Habe das meiste kennenfelernt und bin nur an Tabak hängengeblieben,
merke inzw. 46... was ich mir damit antue. Bißchen spät.

> > Drogen sind ein Symptom für neurotische Orientierungen in der ganzen
> > Gesellschaft, gewinnen dort an Bedeutung, wo gesundes soziales
> > Verhalten durch soziale Normen geschwächt wird.

> Sehe ich fast genauso!
> Eine Welt/Gesellschaft, in der alles stimmen würde, bräuchte fast
> keine Drogenkonsume.
> Aber so ist sie nunmal nicht!
> Und ich gestehe jedem, der glaubt, es tun zu müssen, die Einnahme von
> Drogen zu, egal mit welchen Konsequenzen.
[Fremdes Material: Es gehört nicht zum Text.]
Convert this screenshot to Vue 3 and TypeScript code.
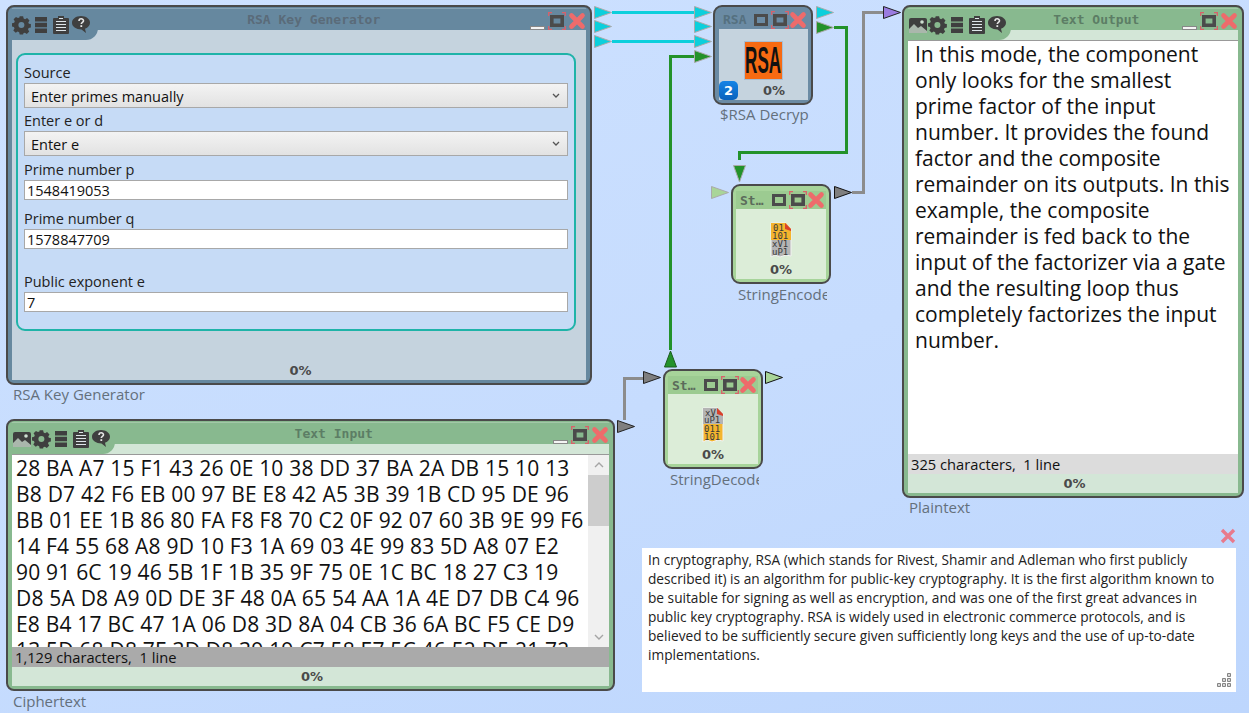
<template>
  <div class="canvas">
    <!-- wires and ports -->
    <svg class="wires" width="1249" height="713">
      <g fill="none" stroke-width="3">
        <path d="M612 12.5H694M612 41.5H694" stroke="#0ccfdc" />
        <path d="M670.5 350V56.5H694M834 27.5H846.5V152.5H739.5V160" stroke="#23922a" />
        <path d="M852 192.5H863.5V12.5H883M624.5 420V378.5H643" stroke="#8c8c8c" />
      </g>
      <polygon v-for="p in ports" :key="p.id" :points="p.points" :fill="p.fill" :stroke="p.stroke" stroke-width="1" />
    </svg>

    <!-- RSA Key Generator -->
    <section class="win blue key-win">
      <header class="win-head">
        <div class="tab">
          <svg class="ic"><use href="#i-gear" /></svg>
          <svg class="ic narrow"><use href="#i-bars" /></svg>
          <svg class="ic"><use href="#i-clip" /></svg>
          <svg class="ic wide"><use href="#i-help" /></svg>
        </div>
        <div class="title">RSA Key Generator</div>
        <div class="controls">
          <span class="min"></span>
          <svg class="ic ctl"><use href="#i-max" /></svg>
          <svg class="ic ctl"><use href="#i-close" /></svg>
        </div>
      </header>
      <div class="win-body">
        <div class="settings">
          <label>Source</label>
          <div class="select">Enter primes manually<svg width="8" height="6"><path d="M1 1l3 3 3-3" fill="none" stroke="#555" stroke-width="1.3" /></svg></div>
          <label>Enter e or d</label>
          <div class="select last">Enter e<svg width="8" height="6"><path d="M1 1l3 3 3-3" fill="none" stroke="#555" stroke-width="1.3" /></svg></div>
          <label>Prime number p</label>
          <div class="input">1548419053</div>
          <label>Prime number q</label>
          <div class="input">1578847709</div>
          <label class="spaced">Public exponent e</label>
          <div class="input">7</div>
        </div>
      </div>
      <footer class="progress">0%</footer>
    </section>
    <div class="caption key-cap">RSA Key Generator</div>

    <!-- Text Input -->
    <section class="win green input-win">
      <header class="win-head">
        <div class="tab">
          <svg class="ic"><use href="#i-image" /></svg>
          <svg class="ic"><use href="#i-gear" /></svg>
          <svg class="ic narrow"><use href="#i-bars" /></svg>
          <svg class="ic"><use href="#i-clip" /></svg>
          <svg class="ic wide"><use href="#i-help" /></svg>
        </div>
        <div class="title">Text Input</div>
        <div class="controls">
          <span class="min"></span>
          <svg class="ic ctl"><use href="#i-max" /></svg>
          <svg class="ic ctl"><use href="#i-close" /></svg>
        </div>
      </header>
      <div class="strip"></div>
      <div class="text-area">
        <div class="lines cipher">
          <div v-for="line in cipherLines" :key="line">{{ line }}</div>
        </div>
        <div class="scrollbar">
          <svg width="10" height="6" class="arrow"><path d="M1 5l4-4 4 4" fill="none" stroke="#a5a5a5" stroke-width="1.4" /></svg>
          <div class="track"><div class="thumb"></div></div>
          <svg width="10" height="6" class="arrow"><path d="M1 1l4 4 4-4" fill="none" stroke="#a5a5a5" stroke-width="1.4" /></svg>
        </div>
      </div>
      <div class="status dark">1,129 characters,&nbsp; 1 line</div>
      <footer class="progress">0%</footer>
    </section>
    <div class="caption input-cap">Ciphertext</div>

    <!-- Text Output -->
    <section class="win green output-win">
      <header class="win-head">
        <div class="tab">
          <svg class="ic"><use href="#i-image" /></svg>
          <svg class="ic"><use href="#i-gear" /></svg>
          <svg class="ic narrow"><use href="#i-bars" /></svg>
          <svg class="ic"><use href="#i-clip" /></svg>
          <svg class="ic wide"><use href="#i-help" /></svg>
        </div>
        <div class="title">Text Output</div>
        <div class="controls">
          <span class="min"></span>
          <svg class="ic ctl"><use href="#i-max" /></svg>
          <svg class="ic ctl"><use href="#i-close" /></svg>
        </div>
      </header>
      <div class="strip"></div>
      <div class="text-area output-text">
        <div class="lines">
          <div v-for="line in plainLines" :key="line">{{ line }}</div>
        </div>
      </div>
      <div class="status">325 characters,&nbsp; 1 line</div>
      <footer class="progress">0%</footer>
    </section>
    <div class="caption output-cap">Plaintext</div>

    <!-- RSA node -->
    <section class="node blue rsa-node">
      <header class="node-head">
        <span class="node-title">RSA</span>
        <svg class="ic box"><use href="#i-box" /></svg>
        <svg class="ic ctl"><use href="#i-max" /></svg>
        <svg class="ic ctl"><use href="#i-close" /></svg>
      </header>
      <div class="node-body">
        <div class="rsa-logo"><span>RSA</span></div>
        <span class="badge">2</span>
        <div class="pct">0%</div>
      </div>
    </section>
    <div class="caption node-cap rsa-cap">$RSA Decryp</div>

    <!-- StringEncoder node -->
    <section class="node green enc-node">
      <header class="node-head">
        <span class="node-title">St…</span>
        <svg class="ic box"><use href="#i-box" /></svg>
        <svg class="ic ctl"><use href="#i-max" /></svg>
        <svg class="ic ctl"><use href="#i-close" /></svg>
      </header>
      <div class="node-body">
        <svg class="file" width="22" height="36" viewBox="0 0 22 36">
          <path d="M1 1H16L21 7V34L16 33L10 35L5 33L1 35Z" fill="#b4b4b4" stroke="#f2f2f2" />
          <path d="M1 1H16L21 7V18H1Z" fill="#f4b52e" />
          <path d="M15 1L21 7V9L15 7Z" fill="#d9412b" />
          <g class="file-text"><text x="3" y="9">01</text><text x="2" y="17">101</text><text x="2" y="25">xV1</text><text x="2" y="33">uP1</text></g>
        </svg>
        <div class="pct">0%</div>
      </div>
    </section>
    <div class="caption node-cap enc-cap">StringEncoder</div>

    <!-- StringDecoder node -->
    <section class="node green dec-node">
      <header class="node-head">
        <span class="node-title">St…</span>
        <svg class="ic box"><use href="#i-box" /></svg>
        <svg class="ic ctl"><use href="#i-max" /></svg>
        <svg class="ic ctl"><use href="#i-close" /></svg>
      </header>
      <div class="node-body">
        <svg class="file" width="22" height="36" viewBox="0 0 22 36">
          <path d="M1 1H16L21 7V34L16 33L10 35L5 33L1 35Z" fill="#f4b52e" stroke="#f2f2f2" />
          <path d="M1 1H16L21 7V17H1Z" fill="#b4b4b4" />
          <path d="M15 1L21 7V9L15 7Z" fill="#d9412b" />
          <g class="file-text"><text x="3" y="9">xV</text><text x="2" y="16">uP1</text><text x="2" y="25">011</text><text x="2" y="33">101</text></g>
        </svg>
        <div class="pct">0%</div>
      </div>
    </section>
    <div class="caption node-cap dec-cap">StringDecoder</div>

    <!-- note -->
    <svg class="note-close" width="16" height="16" viewBox="0 0 16 16"><path d="M2 2l12 12M14 2L2 14" stroke="#e87a8c" stroke-width="3.4" /></svg>
    <div class="note">
      <div v-for="line in noteLines" :key="line">{{ line }}</div>
      <svg class="grip" width="14" height="14" viewBox="0 0 14 14">
        <path d="M10.500.5h3v3h-3zM5.500 5.500h3v3h-3zM10.500 5.500h3v3h-3zM.5 10.500h3v3h-3zM5.500 10.500h3v3h-3zM10.500 10.500h3v3h-3z" fill="#d8d8d8" stroke="#858585" />
      </svg>
    </div>

    <!-- icon sheet -->
    <svg width="0" height="0" class="sheet">
      <defs>
        <symbol id="i-gear" viewBox="0 0 20 20">
          <path fill-rule="evenodd" fill="#3f3f3f" d="M8 1h4l.6 2.6 1.700.7 2.300-1.400 2.800 2.800-1.400 2.300.7 1.700 2.300.3v4l-2.600.6-.7 1.700 1.400 2.300-2.800 2.800-2.300-1.400-1.700.7L12 22H8l-.6-2.600-1.700-.7-2.300 1.400L.6 17.300 2 15l-.7-1.700L-1 12.700V9l2.600-.6.7-1.700L.9 4.400 3.700 1.600 6 3l1.700-.7Z M10 7.500a3.500 3.500 0 1 0 0 7 3.500 3.500 0 0 0 0-7Z" transform="translate(.8 .5) scale(.86)" />
        </symbol>
        <symbol id="i-bars" viewBox="0 0 14 20">
          <path fill="#3f3f3f" d="M1 2h12v4.500H1zM1 7.700h12v4.500H1zM1 13.400h12v4.500H1z" />
        </symbol>
        <symbol id="i-clip" viewBox="0 0 20 20">
          <path fill="#3f3f3f" d="M3 3h4V1h6v2h4a1 1 0 0 1 1 1v14a1 1 0 0 1-1 1H3a1 1 0 0 1-1-1V4a1 1 0 0 1 1-1Z" />
          <path stroke="#dfe6ea" stroke-width="1" d="M5 6.500h10M5 9.500h10M5 12.500h10M5 15.500h10M8 3.500h4" />
        </symbol>
        <symbol id="i-help" viewBox="0 0 20 20">
          <path fill="#3f3f3f" d="M10 1c5 0 9 2.900 9 6.700 0 2.700-2 4.900-5 6l1 4.300-4.500-3.600C5 14.400 1 11.500 1 7.700 1 3.900 5 1 10 1Z" />
          <path fill="none" stroke="#e6e6e6" stroke-width="1.6" d="M8 6c0-3 4.500-2.800 4.500-.3 0 1.700-2.200 1.700-2.200 3.400" />
          <path fill="#e6e6e6" d="M9.400 10.200h1.800V12H9.400z" />
        </symbol>
        <symbol id="i-image" viewBox="0 0 20 20">
          <path fill="#3f3f3f" d="M1 5a2 2 0 0 1 2-2h14a2 2 0 0 1 2 2v13H1Z" />
          <path fill="#cfe0d2" d="M1 14l5-5 4 4 3-2 6 5v2H1Z" opacity=".75" />
          <circle cx="14" cy="7" r="1.8" fill="#cfe0d2" />
        </symbol>
        <symbol id="i-box" viewBox="0 0 14 14">
          <path fill="none" stroke="#4b4b4b" stroke-width="3" d="M1.500 2.500h11v9h-11z" />
        </symbol>
        <symbol id="i-max" viewBox="0 0 18 18">
          <path fill="none" stroke="#4b4b4b" stroke-width="3.6" d="M3.800 4.800h10.400v8.400H3.800z" />
          <path fill="none" stroke="#d9616a" stroke-width="1.3" d="M.7 4V.7H4M14 .7h3.300V4M.7 14v3.300H4M14 17.300h3.300V14" />
        </symbol>
        <symbol id="i-close" viewBox="0 0 18 18">
          <path stroke="#ee6b6b" stroke-width="4.6" stroke-linecap="round" d="M3.500 3.500l11 11M14.500 3.500l-11 11" />
        </symbol>
      </defs>
    </svg>
  </div>
</template>

<script setup lang="ts">
interface Port {
  id: string;
  points: string;
  fill: string;
  stroke: string;
}

const CYAN = '#0ccfdc';
const GREEN = '#23922a';
const PALE = '#a9d598';
const GREY = '#7f7f7f';

// right-pointing triangle: x is the left edge, y the centre line
const right = (id: string, x: number, y: number, fill: string, stroke = '#aaaaaa'): Port => ({
  id,
  points: `${x},${y - 6} ${x + 17},${y} ${x},${y + 6}`,
  fill,
  stroke
});

const ports: Port[] = [
  right('key-1', 594.5, 12.5, CYAN),
  right('key-2', 594.5, 26.5, CYAN),
  right('key-3', 594.5, 41.5, CYAN),
  right('rsa-in-1', 694.5, 12.5, CYAN),
  right('rsa-in-2', 694.5, 26.5, CYAN),
  right('rsa-in-3', 694.5, 41.5, CYAN),
  right('rsa-in-4', 694.5, 56.5, GREEN),
  right('rsa-out-1', 816.5, 12.5, CYAN),
  right('rsa-out-2', 816.5, 27.5, GREEN),
  right('out-in', 883.5, 12.5, '#9a7be0', '#222222'),
  right('enc-in', 711.5, 192.5, PALE),
  right('enc-out', 834.5, 192.5, GREY, '#111111'),
  right('dec-in', 643.5, 377.5, GREY, '#222222'),
  right('dec-out', 765.5, 377.5, PALE, '#111111'),
  right('txt-out', 617.5, 426.5, GREY, '#222222'),
  { id: 'enc-key', points: '733.5,165.5 745.5,165.5 739.5,182', fill: GREEN, stroke: '#aaaaaa' },
  { id: 'dec-key', points: '664.5,367 676.5,367 670.5,351', fill: GREEN, stroke: '#1c5c20' }
];

const cipherLines = [
  '28 BA A7 15 F1 43 26 0E 10 38 DD 37 BA 2A DB 15 10 13',
  'B8 D7 42 F6 EB 00 97 BE E8 42 A5 3B 39 1B CD 95 DE 96',
  'BB 01 EE 1B 86 80 FA F8 F8 70 C2 0F 92 07 60 3B 9E 99 F6',
  '14 F4 55 68 A8 9D 10 F3 1A 69 03 4E 99 83 5D A8 07 E2',
  '90 91 6C 19 46 5B 1F 1B 35 9F 75 0E 1C BC 18 27 C3 19',
  'D8 5A D8 A9 0D DE 3F 48 0A 65 54 AA 1A 4E D7 DB C4 96',
  'E8 B4 17 BC 47 1A 06 D8 3D 8A 04 CB 36 6A BC F5 CE D9',
  '13 5D 68 D8 7E 3D D8 39 19 C7 58 E7 5C 46 52 D5 21 72'
];

const plainLines = [
  'In this mode, the component',
  'only looks for the smallest',
  'prime factor of the input',
  'number. It provides the found',
  'factor and the composite',
  'remainder on its outputs. In this',
  'example, the composite',
  'remainder is fed back to the',
  'input of the factorizer via a gate',
  'and the resulting loop thus',
  'completely factorizes the input',
  'number.'
];

const noteLines = [
  'In cryptography, RSA (which stands for Rivest, Shamir and Adleman who first publicly',
  'described it) is an algorithm for public-key cryptography. It is the first algorithm known to',
  'be suitable for signing as well as encryption, and was one of the first great advances in',
  'public key cryptography. RSA is widely used in electronic commerce protocols, and is',
  'believed to be sufficiently secure given sufficiently long keys and the use of up-to-date',
  'implementations.'
];
</script>

<style>
html,
body {
  margin: 0;
  height: 100%;
  overflow: hidden;
}
</style>

<style scoped>
.canvas {
  position: relative;
  width: 1249px;
  height: 713px;
  overflow: hidden;
  background: linear-gradient(160deg, #cde1ff 0%, #c6dcfe 55%, #bdd6fd 100%);
  font-family: "Open Sans", "Noto Sans", sans-serif;
  color: #111;
}

.wires {
  position: absolute;
  left: 0;
  top: 0;
}

.sheet {
  position: absolute;
}

/* windows */
.win {
  position: absolute;
  box-sizing: border-box;
  display: flex;
  flex-direction: column;
  border: 2px solid #4a4a4a;
  border-radius: 8px;
  padding: 0 4px 3px;
}

.win.blue {
  background: #66889f;
}

.win.green {
  background: #88b98f;
}

.key-win {
  left: 6px;
  top: 5px;
  width: 586px;
  height: 380px;
}

.input-win {
  left: 6px;
  top: 419px;
  width: 609px;
  height: 272px;
}

.output-win {
  left: 902px;
  top: 5px;
  width: 342px;
  height: 493px;
}

.win-head {
  flex: none;
  height: 21px;
  display: flex;
  align-items: flex-start;
  border-top: 1px solid rgba(255, 255, 255, 0.22);
  margin-top: 1px;
}

.tab {
  flex: none;
  display: flex;
  align-items: flex-start;
  height: 31px;
  box-sizing: border-box;
  padding: 6px 6px 0 0;
  border-bottom-right-radius: 12px;
  position: relative;
  z-index: 1;
}

.green .tab {
  padding-right: 3px;
  background: #88b98f;
}

.blue .tab {
  background: #66889f;
}

.ic {
  display: block;
  width: 20px;
  height: 20px;
  flex: none;
}

.ic.narrow {
  width: 14px;
  margin: 0 3px 0 2px;
}

.ic.wide {
  width: 22px;
  margin-left: -1px;
}

.ic.ctl {
  width: 18px;
  height: 18px;
}

.ic.box {
  width: 14px;
  height: 14px;
  margin-right: 3px;
}

.title {
  flex: 1;
  min-width: 0;
  margin-top: 3px;
  text-align: center;
  font: bold 13px "DejaVu Sans Mono", monospace;
  color: #5a6b79;
}

.green .title {
  color: #5c7d65;
}

.controls {
  flex: none;
  display: flex;
  align-items: flex-start;
  gap: 2px;
  padding: 3px 0.5px 0 0;
}

.min {
  width: 13px;
  height: 2px;
  margin: 14px 1px 0 0;
  background: #f4f4f4;
  border: 0.5px solid #888;
}

.win-body {
  flex: 1;
  min-height: 0;
  background: #c5d3de;
  padding: 23px 10px 0 4px;
}

.settings {
  box-sizing: border-box;
  height: 278px;
  padding: 7px 6px 0;
  background: #c6dbf6;
  border: 2px solid #1fb3a8;
  border-radius: 9px;
}

.settings label {
  display: block;
  height: 21px;
  line-height: 21px;
  font-size: 14.5px;
  color: #222;
}

.settings .spaced {
  margin-top: 22px;
}

.select,
.input {
  box-sizing: border-box;
  border: 1.5px solid #a8a8a8;
  width: 544px;
  font-size: 14.5px;
}

.select {
  height: 25px;
  margin: 0 0 2px;
  padding: 1px 7px 0 6px;
  display: flex;
  align-items: center;
  justify-content: space-between;
  background: linear-gradient(#f3f3f3, #e2e2e2);
}

.select.last {
  margin-bottom: 3px;
}

.input {
  height: 20px;
  line-height: 19px;
  padding: 0 2px;
  margin-bottom: 8px;
  background: #fff;
}

.progress {
  flex: none;
  height: 19px;
  padding-left: 3px;
  text-align: center;
  font: bold 13px/19px "DejaVu Sans", sans-serif;
  color: #4a4a4a;
}

.win.blue .progress {
  background: #c5d3de;
}

.win.green .progress {
  background: #d3e6d7;
}

.strip {
  flex: none;
  height: 10px;
  background: #d3e6d7;
}

.text-area {
  flex: 1;
  min-height: 0;
  display: flex;
  overflow: hidden;
  background: #fff;
  border-top: 1px solid #999;
}

.lines {
  flex: 1;
  min-width: 0;
  padding: 0 0 0 7px;
  font-size: 21px;
  line-height: 26px;
  white-space: nowrap;
}

.lines.cipher {
  padding-left: 4px;
  letter-spacing: 0.2px;
}

.scrollbar {
  flex: none;
  width: 21px;
  display: flex;
  flex-direction: column;
  align-items: center;
  background: #f0f0f0;
}

.arrow {
  flex: none;
  margin: 7px 0;
}

.track {
  flex: 1;
  width: 100%;
}

.thumb {
  height: 51px;
  background: #cdcdcd;
}

.status {
  flex: none;
  height: 20px;
  line-height: 20px;
  padding-left: 3px;
  font-size: 14.7px;
  background: #dcdcdc;
}

.status.dark {
  background: #aaaaaa;
}

/* small nodes */
.node {
  position: absolute;
  box-sizing: border-box;
  display: flex;
  flex-direction: column;
  border: 2px solid #4a4a4a;
  border-radius: 9px;
  width: 100px;
  height: 100px;
  padding: 5px 3px 3px;
}

.node.blue {
  background: #6b8ba4;
  padding: 3px 3px 3px 4px;
}

.node.green {
  background: #a7d49a;
}

.rsa-node {
  left: 713px;
  top: 5px;
}

.enc-node {
  left: 731px;
  top: 184px;
}

.dec-node {
  left: 663px;
  top: 369px;
}

.node-head {
  flex: none;
  height: 18px;
  display: flex;
  align-items: center;
  padding: 0 1px 0 4px;
}

.blue .node-head {
  height: 19px;
}

.green .node-head {
  background: #9ccb91;
}

.node-title {
  flex: 1;
  min-width: 0;
  font: bold 13px "DejaVu Sans Mono", monospace;
  color: #55707f;
  white-space: nowrap;
}

.green .node-title {
  color: #5b6b5b;
}

.node-body {
  position: relative;
  flex: 1;
  min-height: 0;
  display: flex;
  flex-direction: column;
  align-items: center;
  padding-top: 13px;
}

.blue .node-body {
  background: #c5d3de;
  padding-top: 12px;
}

.green .node-body {
  background: #dcedd8;
}

.file {
  flex: none;
  display: block;
}

.file-text {
  font: 9px "DejaVu Sans Mono", monospace;
  fill: #3a3a3a;
}

.pct {
  margin-top: 4px;
  font: bold 13px "DejaVu Sans", sans-serif;
  color: #4a4a4a;
}

.rsa-logo {
  flex: none;
  width: 39px;
  height: 39px;
  box-sizing: border-box;
  display: flex;
  justify-content: center;
  overflow: hidden;
  background: #f76a12;
  border: 1px solid #a9bdd2;
}

.rsa-logo span {
  flex: none;
  display: block;
  font: bold 37px/37px "Liberation Sans", sans-serif;
  color: #111;
  transform: scaleX(0.46);
}

.rsa-node .pct {
  margin: 3px 0 0 21px;
}

.badge {
  position: absolute;
  left: 0;
  bottom: 0;
  width: 19px;
  height: 19px;
  border-radius: 5px;
  text-align: center;
  font: bold 13px/19px "DejaVu Sans", sans-serif;
  color: #fff;
  background: linear-gradient(#1684e6, #0a62bc);
}

/* captions under the boxes */
.caption {
  position: absolute;
  font-size: 15px;
  line-height: 19px;
  color: #64707c;
  white-space: nowrap;
}

.key-cap {
  left: 13px;
  top: 385px;
}

.input-cap {
  left: 13px;
  top: 692px;
}

.output-cap {
  left: 909px;
  top: 498px;
}

.node-cap {
  overflow: hidden;
}

.rsa-cap {
  left: 720px;
  top: 105px;
  width: 90px;
}

.enc-cap {
  left: 738px;
  top: 285px;
  width: 89px;
}

.dec-cap {
  left: 670px;
  top: 470px;
  width: 89px;
}

/* note */
.note-close {
  position: absolute;
  left: 1220px;
  top: 528px;
}

.note {
  position: absolute;
  box-sizing: border-box;
  left: 642px;
  top: 548px;
  width: 594px;
  height: 144px;
  padding: 2px 6px;
  background: #fff;
  font-size: 13.7px;
  line-height: 19px;
  color: #222;
  white-space: nowrap;
}

.grip {
  position: absolute;
  right: 5px;
  bottom: 5px;
}
</style>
Naja, einerseirs muß jeder selbst entscheiden, andererseits sind
Jugendliche bis hin zu jungen Erwachsenen subjektiv alle unbesiegbar
und haben nur wenig Möglichkeiten, sich substantiiert zu entscheiden.
Die wenigsten dagne spät an.

> Mal angenommen, jemand hätte z.B. eine entstellende Hautkrankheit und
> kann Deiner Darlegung von Antrieb und Sozialisation sowieso nicht
> nachkommen (z.B. Partner und adäquate Arbeit findet er nicht), warum
> soll derjenige nicht Drogen konsumieren, für ein kleines Stück vom
> Glück?

Aber auch Leute mit schweren Stigmata haben Chancen. Ist die Frage,
ab wann man jemandem zugesteht, aufzugeben. Wir halten ja doch auch
einiges aus.

> Austherapierte und nicht geheilte Menschen mit psychischen Störungen
> (Mißbrauchsopfer, Traumatisierte usw.) dito.

Die kommen sehr gut auf die Füsse, wenn man  sie vor der "Therapie"
schützt. Im Ernst, es ist katastrophal, was da an schäden produziert
wird, und zwar nicht in Ausnamefällen.

> Und, und, und!

> Aber auch jeder, der es einfach so will.
> Vielleicht geht es ja manchen einfach zu gut.
> (Für manche Menschen ist sogar Leiden eine Form von Glück!)

hmm... "Quäl mich" sagte der Masochist, "NEIN" antwortet der Sadist.